The scoop is then cut using a pattern following bit and a template.

Here's the first cut.

The rest of the scoop is then routed out.

The fingerboard is then tapered for the full five string width and the end shaped to match the curve of the tension hoop ring.

The four string section of the fingerboard is shaped.

An ebony binding strip is bent on the hot-pipe and glued to the end of the fingerboard using hot hide glue and this jig.

The remaining ebony bindings are shaped and glued onto the fingerboard using fish glue.

The positions for the side dot markers are marked on the fingerboard and drilled with a 2mm brad point drill bit. The white markers are then glued in.

The fingerboard is then glued onto the neck using fish glue.

Jonny Moss came round to visit and was impressed !!

The pilot hole for the fifth string tuner is drille. This will be reamed to fit the tuner later.

A 4mm hole is drilled behind the fifth string fifth fret to take the brass string guide.

Neck carving is now done.

The fingerboard is radiused.

Here's the carved and radiused neck on the rim - more fine tuning of the neck profile to come.

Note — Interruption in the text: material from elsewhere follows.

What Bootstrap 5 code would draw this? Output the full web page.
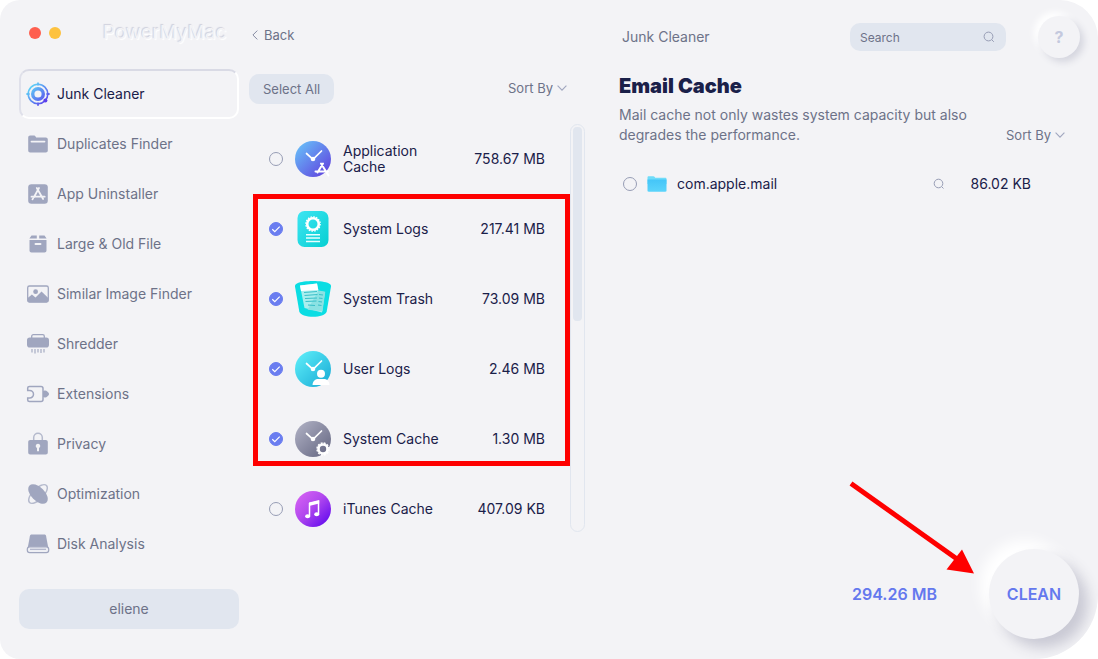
<!DOCTYPE html>
<html lang="en">
<head>
<meta charset="utf-8">
<meta name="viewport" content="width=device-width, initial-scale=1">
<title>PowerMyMac</title>
<link href="https://cdn.jsdelivr.net/npm/bootstrap@5.3.0/dist/css/bootstrap.min.css" rel="stylesheet">
<style>
  :root { --ink: #1a2049; --muted: #6d7288; --glyph: #a0a6bf; --soft: #e1e6ef; --accent: #6478ee; --panel: #f3f3f6; }
  body { font-family: Inter, "Liberation Sans", sans-serif; font-size: 14px; line-height: 20px; color: var(--muted); background: #fff; }
  .app-window { min-height: 100vh; background: var(--panel); border-radius: 20px 38px 64px 20px; padding: 0 18px 0 19px; overflow: hidden; }
  .head-bar { height: 69px; }
  .side-col { width: 220px; margin-right: 10px; }
  .mid-col { width: 336px; margin-right: 34px; }
  .window-tools { padding: 0 0 3px 10px; }
  .dot { width: 12px; height: 12px; border-radius: 50%; }
  .dot-red { background: #fe5f4f; }
  .dot-yellow { background: #fdc23f; }
  .brand { font-size: 19px; line-height: 24px; color: #f3f3f6; text-shadow: -1px -1px 1px #cfd0dc, 1px 1px 1px #fff; margin-left: 42px; }
  .side-link { height: 50px; padding: 0 7px; gap: 7px; color: var(--muted); border-radius: 10px; border: 0; text-decoration: none; }
  .side-link svg { width: 24px; height: 24px; fill: var(--glyph); flex: none; }
  .side-link.active { color: var(--ink); border: 2px solid #fff; border-top-color: #d9dae5; border-left-color: #dfe0ea; padding: 0 5px; }
  .soft-btn { background: var(--soft); color: var(--muted); border: 0; border-radius: 10px; font-size: inherit; line-height: 20px; }
  .user-btn { height: 40px; margin-bottom: 30px; }
  .all-btn { height: 30px; padding: 0 14px; font-size: 13px; line-height: 30px; }
  .back-btn { font-size: 13px; color: var(--muted); text-decoration: none; gap: 6px; padding-left: 3px; }
  .list-tools { height: 55px; padding: 5px 18px 0 0; }
  .sort-select { width: auto; padding: 0 14px 0 0; border: 0; font-size: 13px; line-height: 20px; color: var(--muted); background-color: transparent; background-position: right center; background-size: 10px 6px;
    background-image: url("data:image/svg+xml,%3Csvg xmlns='http://www.w3.org/2000/svg' viewBox='0 0 10 6'%3E%3Cpath d='M.6.6 5 5.2 9.400.6' fill='none' stroke='%23a0a6bf' stroke-width='1.1'/%3E%3C/svg%3E"); }
  .item-row { height: 70px; color: var(--ink); padding-left: 20px; gap: 12px; line-height: 16px; }
  .item-row svg { width: 36px; height: 36px; flex: none; }
  .item-name { width: 104px; }
  .round-check.form-check-input { width: 14px; height: 14px; margin: 0; border-radius: 50%; border: 1px solid #979db5; background-color: transparent; flex: none; }
  .round-check.form-check-input:checked { background-color: #6a7df0; border-color: #6a7df0;
    background-image: url("data:image/svg+xml,%3Csvg xmlns='http://www.w3.org/2000/svg' viewBox='0 0 12 12'%3E%3Cpath d='m2.300 6.200 2.500 2.400 4.900-4.900' fill='none' stroke='%23fff' stroke-width='1.200'/%3E%3C/svg%3E"); }
  .item-area { width: 296px; }
  .scroll-track { width: 15px; height: 408px; border: 1px solid var(--soft); border-radius: 8px; padding: 2px; }
  .scroll-thumb { height: 194px; width: 9px; border-radius: 4px; background: var(--soft); }
  .callout { top: 70px; left: 4px; width: 317px; height: 272px; border: 5px solid #fe0000; pointer-events: none; }
  .search-input { height: 28px; width: 156px; border: 0; border-radius: 10px; background: var(--soft); font-size: 12px; padding: 0 28px 0 10px; color: var(--muted); }
  .search-input::placeholder { color: var(--muted); opacity: 1; }
  .lens { width: 12px; height: 12px; fill: none; stroke: #979db5; }
  .lens-over { right: 11px; top: 8px; pointer-events: none; }
  .round-btn { border: 0; border-radius: 50%; background: var(--panel); padding: 0; }
  .help-btn { width: 42px; height: 42px; margin-left: 32px; color: #c4c9de; font-weight: 700; font-size: 16px; box-shadow: 4px 4px 7px #d5d6df, -4px -4px 7px #fff; }
  .clean-btn { width: 90px; height: 90px; margin: 0 1px 20px 52px; color: var(--accent); font-weight: 600; font-size: 16px; box-shadow: 9px 9px 14px #c9c9d4, -9px -9px 14px #fff; }
  .top-tools { padding: 0 0 0 3px; height: 74px; }
  .page-title { font-size: 20px; line-height: 24px; font-weight: 900; color: var(--ink); margin-bottom: 7px; }
  .blurb { max-width: 350px; }
  .file-row { height: 40px; margin-top: 19px; padding: 0 49px 0 4px; gap: 10px; color: var(--ink); }
  .right-sort { margin-right: 15px; }
  .total { color: var(--accent); font-size: 16px; font-weight: 600; margin-bottom: 20px; }
  .pointer-arrow { right: 123px; bottom: 84px; width: 126px; height: 94px; pointer-events: none; }
</style>
</head>
<body>
<svg width="0" height="0" class="position-absolute" aria-hidden="true">
  <defs>
    <linearGradient id="gBlue" x1="0" y1="0" x2="1" y2="1"><stop stop-color="#68c9fb"/><stop offset="1" stop-color="#6038dc"/></linearGradient>
    <linearGradient id="gTeal" x1="0" y1="0" x2="1" y2="1"><stop stop-color="#3fe5f2"/><stop offset="1" stop-color="#05cfd2"/></linearGradient>
    <linearGradient id="gSky" x1="0" y1="0" x2="1" y2="1"><stop stop-color="#61f1fb"/><stop offset="1" stop-color="#17a9d4"/></linearGradient>
    <linearGradient id="gGray" x1="0" y1="0" x2="1" y2="1"><stop stop-color="#b3b4c7"/><stop offset="1" stop-color="#62647f"/></linearGradient>
    <linearGradient id="gPink" x1="0" y1="0" x2="1" y2="1"><stop stop-color="#dc66f4"/><stop offset=".45" stop-color="#b249ee"/><stop offset="1" stop-color="#5500ee"/></linearGradient>
    <linearGradient id="gJunk" gradientUnits="userSpaceOnUse" x1="3" y1="3" x2="21" y2="21"><stop stop-color="#5fe0f8"/><stop offset="1" stop-color="#5b3fec"/></linearGradient>
    <linearGradient id="gFolder" x1="0" y1="0" x2="0" y2="1"><stop stop-color="#44c5f8"/><stop offset="1" stop-color="#5bd4fb"/></linearGradient>
    <g id="hands"><path d="m11.500 12.500 6.500 5.800 8.500-8.300" fill="none" stroke="#fff" stroke-width="1.700" stroke-linecap="round"/><circle cx="18" cy="18" r="2.300" fill="#fff"/></g>
  </defs>
</svg>

<div class="app-window d-flex position-relative">
  <aside class="side-col d-flex flex-column flex-shrink-0">
    <div class="head-bar window-tools d-flex align-items-center">
      <span class="dot dot-red me-2"></span><span class="dot dot-yellow"></span><span class="brand">PowerMyMac</span>
    </div>
    <nav class="nav flex-column flex-nowrap" aria-label="Tools">
      <a href="#" class="side-link active d-flex align-items-center" aria-current="page">
        <svg viewBox="0 0 24 24"><g fill="none" stroke="url(#gJunk)"><circle cx="12" cy="12" r="5.300" stroke-width="3.400"/><circle cx="12" cy="12" r="9.800" stroke-width="1.600"/><path d="M12 .4v3.200M12.010 20.500v3.200M.4 12h3.200M20.400 12.010h3.200" stroke-width="1.800"/></g><circle cx="19.400" cy="18.600" r="2" fill="#5b3fec"/></svg>
        <span>Junk Cleaner</span></a>
      <a href="#" class="side-link d-flex align-items-center">
        <svg viewBox="0 0 24 24"><path fill-rule="evenodd" d="M2.200 5.400c0-1.200.8-2 2-2h3.600c.8 0 1.400.5 1.800 1.200l.5.900h9.700c1.200 0 2 .8 2 2v11c0 1.200-.8 2-2 2H4.200c-1.200 0-2-.8-2-2zM5.500 8.700a.9.900 0 0 0 0 1.800h13a.9.900 0 0 0 0-1.800z"/></svg>
        <span>Duplicates Finder</span></a>
      <a href="#" class="side-link d-flex align-items-center">
        <svg viewBox="0 0 24 24"><rect x="2.200" y="2.200" width="19.600" height="19.600" rx="3.200"/><path d="M13 6 8 15M10.800 6l6.300 11M5.500 14.700h8.800M16.500 14.700h2.200M7.100 16.400l-.6 1" fill="none" stroke="#f3f3f6" stroke-width="1.800" stroke-linecap="round"/></svg>
        <span>App Uninstaller</span></a>
      <a href="#" class="side-link d-flex align-items-center">
        <svg viewBox="0 0 24 24"><path d="M5.500 3.500h5.300v3H3.400zM13.200 3.500h5.300l2.100 3h-7.400z"/><path fill-rule="evenodd" d="M3.500 8h17v10.500c0 1.300-.8 2-2 2h-13c-1.200 0-2-.7-2-2zm6 3a.9.900 0 0 0 0 1.900h5a.9.900 0 0 0 0-1.900z"/></svg>
        <span>Large &amp; Old File</span></a>
      <a href="#" class="side-link d-flex align-items-center">
        <svg viewBox="0 0 24 24"><rect x="1.700" y="4" width="20.600" height="16" rx="1.800" fill="none" stroke="#a0a6bf" stroke-width="1.300"/><circle cx="9.600" cy="9.700" r="2.400"/><path d="m1.700 16 4.200-3.600 3.600 3 6-5.900 6.800 6.500v2.500c0 1-.6 1.700-1.600 1.700H3.300c-1 0-1.600-.7-1.600-1.700z"/></svg>
        <span>Similar Image Finder</span></a>
      <a href="#" class="side-link d-flex align-items-center">
        <svg viewBox="0 0 24 24"><path d="M5.700 6V4.300c0-1 .6-1.600 1.600-1.600h9.400c1 0 1.600.6 1.600 1.600V6" fill="none" stroke="#a0a6bf" stroke-width="1.300"/><rect x="1" y="5.500" width="22" height="10" rx="2.800"/><path d="M6 17v3.500M9 17v4.500M12 17v3.500M15 17v4M18 17v3.500" stroke="#b5bacd" stroke-width="1.500"/></svg>
        <span>Shredder</span></a>
      <a href="#" class="side-link d-flex align-items-center">
        <svg viewBox="0 0 24 24"><path d="M3.500 4.500H15c1.300 0 2 .7 2 2v11c0 1.300-.7 2-2 2H3.500c-1.200 0-1.800-.5-1.800-1.500v-2h2a3.700 3.700 0 0 0 0-7.600h-2V6c0-1 .6-1.500 1.800-1.500z" fill="none" stroke="#a0a6bf" stroke-width="1.500"/><path d="M17 9.200l1-.5c1-.6 2.500-.3 3.300.8.500.9 1.700 1 1.700 2.500s-1.200 1.600-1.700 2.500c-.8 1.100-2.300 1.400-3.300.8l-1-.5z"/></svg>
        <span>Extensions</span></a>
      <a href="#" class="side-link d-flex align-items-center">
        <svg viewBox="0 0 24 24"><path d="M7.700 9V5.500a4.300 4.300 0 0 1 8.600 0V9" fill="none" stroke="#b5bacd" stroke-width="1.500"/><path fill-rule="evenodd" d="M4.200 8h15.600c1.200 0 2 .8 2 2v10.500c0 1.200-.8 2-2 2H4.200c-1.200 0-2-.8-2-2V10c0-1.200.8-2 2-2zM12 11.800a2.200 2.200 0 0 0-1 4.200v3.300h2V16a2.200 2.200 0 0 0-1-4.200z"/></svg>
        <span>Privacy</span></a>
      <a href="#" class="side-link d-flex align-items-center">
        <svg viewBox="0 0 24 24"><ellipse cx="12" cy="12" rx="12" ry="5.500" transform="rotate(-45 12 12)" fill="none" stroke="#b5bacd" stroke-width="1.400"/><ellipse cx="12" cy="12" rx="12" ry="6.800" transform="rotate(45 12 12)"/></svg>
        <span>Optimization</span></a>
      <a href="#" class="side-link d-flex align-items-center">
        <svg viewBox="0 0 24 24"><path d="M5.700 2.500h12.600c1 0 1.600.5 1.800 1.500l2 11H1.900l2-11c.2-1 .8-1.500 1.800-1.500z"/><rect x="1.300" y="14.800" width="21.400" height="5.800" rx="2.400" fill="#eeeff4" stroke="#a0a6bf" stroke-width="1.200"/><path d="M4 17.200h16" stroke="#a0a6bf" stroke-width="1.100"/></svg>
        <span>Disk Analysis</span></a>
    </nav>
    <button type="button" class="btn soft-btn user-btn mt-auto">eliene</button>
  </aside>

  <section class="mid-col flex-shrink-0" aria-label="Junk categories">
    <div class="head-bar d-flex align-items-center">
      <a href="#" class="back-btn d-flex align-items-center"><svg width="6" height="10" viewBox="0 0 6 10"><path d="M5.300.6.900 5l4.400 4.400" fill="none" stroke="#868ba3"/></svg>Back</a>
    </div>
    <div class="list-tools d-flex align-items-start justify-content-between">
      <button type="button" class="btn soft-btn all-btn">Select All</button>
      <select class="form-select sort-select mt-1" aria-label="Sort categories"><option>Sort By</option><option>Size</option><option>Name</option></select>
    </div>
    <div class="position-relative d-flex justify-content-between">
      <div class="item-area">
        <label class="item-row d-flex align-items-center">
          <input type="checkbox" class="form-check-input round-check">
          <svg viewBox="0 0 36 36"><circle cx="18" cy="18" r="18" fill="url(#gBlue)"/><use href="#hands"/><path d="m28 22.500-5.500 9M26 22.500l7.500 12M20.500 30.500h9M31 30.500h2" fill="none" stroke="#fff" stroke-width="2" stroke-linecap="round"/></svg>
          <span class="item-name">Application Cache</span><span class="ms-auto text-nowrap">758.67 MB</span></label>
        <label class="item-row d-flex align-items-center">
          <input type="checkbox" class="form-check-input round-check" checked>
          <svg viewBox="0 0 36 36"><rect x="2.500" width="31" height="36" rx="7" fill="url(#gTeal)"/><circle cx="18" cy="13" r="5.800" fill="none" stroke="#fff" stroke-width="2.600"/><circle cx="18" cy="13" r="7.200" fill="none" stroke="#fff" stroke-width="1.300" stroke-dasharray="1.500 1.330"/><path d="M11 23.700h14M11 27h14M11 30.500h14" stroke="#e8ffff" stroke-width="1.500"/></svg>
          <span class="item-name">System Logs</span><span class="ms-auto text-nowrap">217.41 MB</span></label>
        <label class="item-row d-flex align-items-center">
          <input type="checkbox" class="form-check-input round-check" checked>
          <svg viewBox="0 0 36 36"><path d="M2 2.500C9-.7 27-.7 34 2.500c1.500.7 2.200 1.500 2 3l-4.300 25C30 37.500 6 37.500 4.300 30.500L0 5.500c-.2-1.500.5-2.300 2-3z" fill="#0bdde3"/><path d="m5 4.500 17-2 1.500 7.500 6.500 1-3 20.500L9.500 27z" fill="#a9eeee"/><path d="m5 4.500 17-2 1.300 6.500L6 10z" fill="#fff"/><path d="m23.500 9.500 6.800 1.300-2.800 19.400-15-1.500z" fill="#8be2e3"/><path d="m9 11.500 13-1M9.500 14.500l13-1M10 17.500l12-.5M10.500 20.500l11-.5M24 13.500l4 .5M24 17l3.500.5M23.500 20.500l3.500.5M23 24l3.500.5M13 24l7 .5" stroke="#39bfc8" stroke-width="1.100"/></svg>
          <span class="item-name">System Trash</span><span class="ms-auto text-nowrap">73.09 MB</span></label>
        <label class="item-row d-flex align-items-center">
          <input type="checkbox" class="form-check-input round-check" checked>
          <svg viewBox="0 0 36 36"><circle cx="18" cy="18" r="18" fill="url(#gSky)"/><use href="#hands"/><circle cx="26" cy="22.800" r="4" fill="#fff"/><path d="M17.500 34c.3-4.300 2.800-6 6-6h5c3.300 0 5.700 1.700 6 6z" fill="#fff"/></svg>
          <span class="item-name">User Logs</span><span class="ms-auto text-nowrap">2.46 MB</span></label>
        <label class="item-row d-flex align-items-center">
          <input type="checkbox" class="form-check-input round-check" checked>
          <svg viewBox="0 0 36 36"><circle cx="18" cy="18" r="18" fill="url(#gGray)"/><use href="#hands"/><circle cx="28" cy="28" r="4.500" fill="none" stroke="#fff" stroke-width="2.600"/><circle cx="28" cy="28" r="6" fill="none" stroke="#fff" stroke-width="1.400" stroke-dasharray="2 1.140"/></svg>
          <span class="item-name">System Cache</span><span class="ms-auto text-nowrap">1.30 MB</span></label>
        <label class="item-row d-flex align-items-center">
          <input type="checkbox" class="form-check-input round-check">
          <svg viewBox="0 0 36 36"><circle cx="18" cy="18" r="18" fill="url(#gPink)"/><path d="M14.500 25V12.500l9-2V23" fill="none" stroke="#fff" stroke-width="1.500"/><path d="m14 11.400 10.200-2.300v3.500L14 14.900z" fill="#fff"/><ellipse cx="12.600" cy="25.200" rx="2.500" ry="2" fill="#fff"/><ellipse cx="21.700" cy="23.300" rx="2.500" ry="2" fill="#fff"/></svg>
          <span class="item-name">iTunes Cache</span><span class="ms-auto text-nowrap">407.09 KB</span></label>
      </div>
      <div class="scroll-track" aria-hidden="true"><div class="scroll-thumb"></div></div>
      <div class="callout position-absolute" aria-hidden="true"></div>
    </div>
  </section>

  <main class="flex-grow-1 d-flex flex-column">
    <div class="top-tools d-flex align-items-center">
      <span>Junk Cleaner</span>
      <div class="position-relative ms-auto">
        <input type="search" class="form-control search-input" placeholder="Search" aria-label="Search">
        <svg class="lens lens-over position-absolute" viewBox="0 0 12 12"><circle cx="5.500" cy="5.500" r="4.400"/><path d="m8.800 8.800 2 2"/></svg>
      </div>
      <button type="button" class="round-btn help-btn" aria-label="Help">?</button>
    </div>
    <h1 class="page-title">Email Cache</h1>
    <div class="d-flex align-items-end justify-content-between">
      <p class="blurb mb-0">Mail cache not only wastes system capacity but also degrades the performance.</p>
      <select class="form-select sort-select right-sort" aria-label="Sort files"><option>Sort By</option><option>Size</option><option>Name</option></select>
    </div>
    <div class="file-row d-flex align-items-center">
      <input type="checkbox" class="form-check-input round-check" id="mailFile">
      <svg width="20" height="16" viewBox="0 0 20 16"><path d="M.5 1.500C.5.700 1 .3 1.800.3h4.500c.7 0 1 .3 1.400.8l.5.700h10c.8 0 1.300.5 1.300 1.300V8H.5z" fill="#6fdcf9"/><path d="M.5 3.500h19v11c0 .8-.5 1.200-1.200 1.200H1.700c-.8 0-1.200-.4-1.200-1.200z" fill="url(#gFolder)"/></svg>
      <label for="mailFile">com.apple.mail</label>
      <svg class="lens ms-auto me-3" viewBox="0 0 12 12"><circle cx="5.500" cy="5.500" r="4.300"/><path d="m8.800 8.800 1.700 1.700"/></svg>
      <span>86.02 KB</span>
    </div>
    <div class="mt-auto d-flex align-items-center justify-content-end">
      <span class="total">294.26 MB</span>
      <button type="button" class="round-btn clean-btn">CLEAN</button>
    </div>
  </main>
  <svg class="pointer-arrow position-absolute" viewBox="0 0 126 94" aria-hidden="true"><path d="M2 2.500 108 78" stroke="#fe0000" stroke-width="5"/><path d="M125 92.500 97.500 88.500l15.500-20z" fill="#fe0000"/></svg>
</div>
<script src="https://cdn.jsdelivr.net/npm/bootstrap@5.3.0/dist/js/bootstrap.bundle.min.js"></script>
</body>
</html>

The gold evo frets are pressed in.

Here's the fretted neck on the rim with tuners. An Anjan nut and truss rod cover has also been made and fitted. The 5th string tuner will be properly fitted after the neck has been finished and sprayed.

The neck is then sprayed.

An Anjan saddle is glued onto an English Walnut base using hot hide glue.

A curved bridge is then cut from this laminated blank. Five lines are marked where the strings will be. The radius of the curve is 8 ¾" which should allow the strings the proper compensation.

8mm holes are drilled beneath each string position.

The bridge is then further shaped.

Final set up involves fitting the tuners, nut and string post, attaching the nut, fitting the tailpiece and strings and setting up the playing action. This is done by adjusting neck relief with the truss rod and cutting the string slots in the nut and saddle to the right depth. Here's the completed VictorM.

Back view.

End on.

In its little house.

"VictorM was presented to Martin who was totally surprised and delighted at the same time.